Второй вариант сюжета о "чужой ёлке" отличается от первого лишь отсутствием мотива предсмертного сна-видения: ребёнок любуется ёлкой в окне богатого дома, замерзает, и утром люди находят его трупик. Такая концовка придавала тексту безнадёжно трагическую окраску: "Мириады звёзд смотрели с неба на маленького Боруха, спавшего под снежной пеленой счастливым сном, от которого не просыпаются" [294, 3]; "До самого утра глядел в комнату мёртвый Фриц" [469, 3].
В третьем варианте этого сюжета ребёнок не умирает: он с восторгом рассматривает ёлку в окне, мечтает о такой же ёлке для себя и бредёт дальше своей дорогой. Безукоризненным и - одновременно - испошленным воплощением этого варианта является стихотворение неизвестного автора, напечатанное в 1896 году в газете "Новое время":
В лохмотьях, продрогший, голодный
Стоял мальчуган под окном
Виднелась зажжённая ёлка
Ему за вспотевшим стеклом…Как много красивых игрушек!
Хлопушки и звёзды блестят…
Вкруг бегают резвые дети,
Их лица весельем горят.А сколько орехов, гостинцев!
А как там уютно, светло!
Подарки… Счастливые дети,
Как им хорошо и тепло.И долго на радость чужую
Глядел он с невольной тоской
И думал, любуясь на ёлку:
"Хоть раз бы мне праздник такой!"[398, 2]
И наконец, ещё один, четвёртый, вариант сюжета о ребёнке и о "чужой ёлке". В этом случае замерзающего ребёнка подбирает прохожий, приводит его к себе домой, кормит, поит, укладывает спать, а иногда - оставляет его у себя навсегда. Концовка текстов, разрабатывающих этот вариант, совпадает с известным "Сироткой" ("Вечер был; сверкали звёзды…"), где прозябшего и посиневшего "малютку" "приютила и согрела" старушка: она накормила его и уложила в кроватку, после чего "малютка" "улыбнулся, закрыл глазки и уснул спокойным сном" [316, 129]. Это стихотворение, написание в начале 1840-х годов К.А. Петерсоном (пасынком Ф.И. Тютчева), было подвергнуто народной обработке и стало популярной песней. В рассказе Н.И. Познякова "Без ёлки" (1902) извозчик, увидев перед окном богатого дома рассматривающего ёлку маленького мальчика, берёт его к себе в семью четвёртым ребёнком [326, 23-31]. Аналогичный сюжет разрабатывается К.С. Баранцевичем в рассказе "Мальчик на улице" (1896) [23, 301-321]. В рассказе П.В. Засодимского "В метель и вьюгу" (1905) в первый день Рождества на улицу выходит рабочий для того, чтобы позвать первого встречного ребёнка к себе на ёлку, которую он устроил в память своего умершего маленького брата. Он находит в снегу полузамёрзшую девочку, приносит её к себе домой и, узнав, что она круглая сирота, оставляет её у себя [150]. Данный вариант в наибольшей степени соответствовал рождественской идиллии диккенсовского типа.
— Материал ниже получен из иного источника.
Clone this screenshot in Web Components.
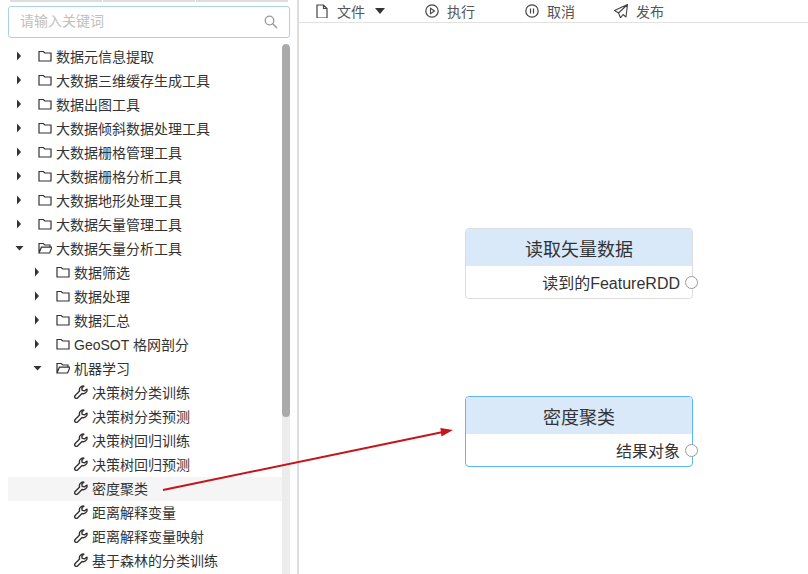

Некоторые авторы, стремясь следовать схеме рождественского рассказа со счастливым концом, "обеспечивают" малютку своей ёлкой. В рассказе К.М. Станюковича "Ёлка" (1894) маленький петербургский нищий-попрошайка, вернувшись с "работы" в "трущобную" квартиру, с восторгом рассказывает своему опекуну- "майору" про ёлку, которую он видел в окне чужого дома, после чего "майор", вспомнив ёлки своего детства, крадёт серебряные ложки, продаёт их и устраивает своему заболевшему приёмышу рождественский праздник с ёлкой. Мальчик изумлён, ему кажется, что ёлка ему привиделась во сне. Не в меньшем восторге был и сам "майор":
Он довольно скоро распил с Матрёной Ивановной полштоф и любовно поглядывал на своего товарища и на ёлочку, осветившую радостным светом их убогую каморку и горемычную жизнь.
[410, 17-32]
Иногда сюжет о "чужой ёлке" сворачивался в проходной эпизод текста, как, например, в рассказе А.И. Куприна "Чудесный доктор" (1897), где два бедных мальчугана рождественским вечером бегут по улицам Киева, преодолевая соблазн полюбоваться на виднеющиеся в окнах ёлки:
…сквозь запотевшие окна какого-нибудь дома они видели ёлку … Но они мужественно гнали от себя прочь соблазнительную мысль: остановиться на несколько секунд и прильнуть глазком к стеклу.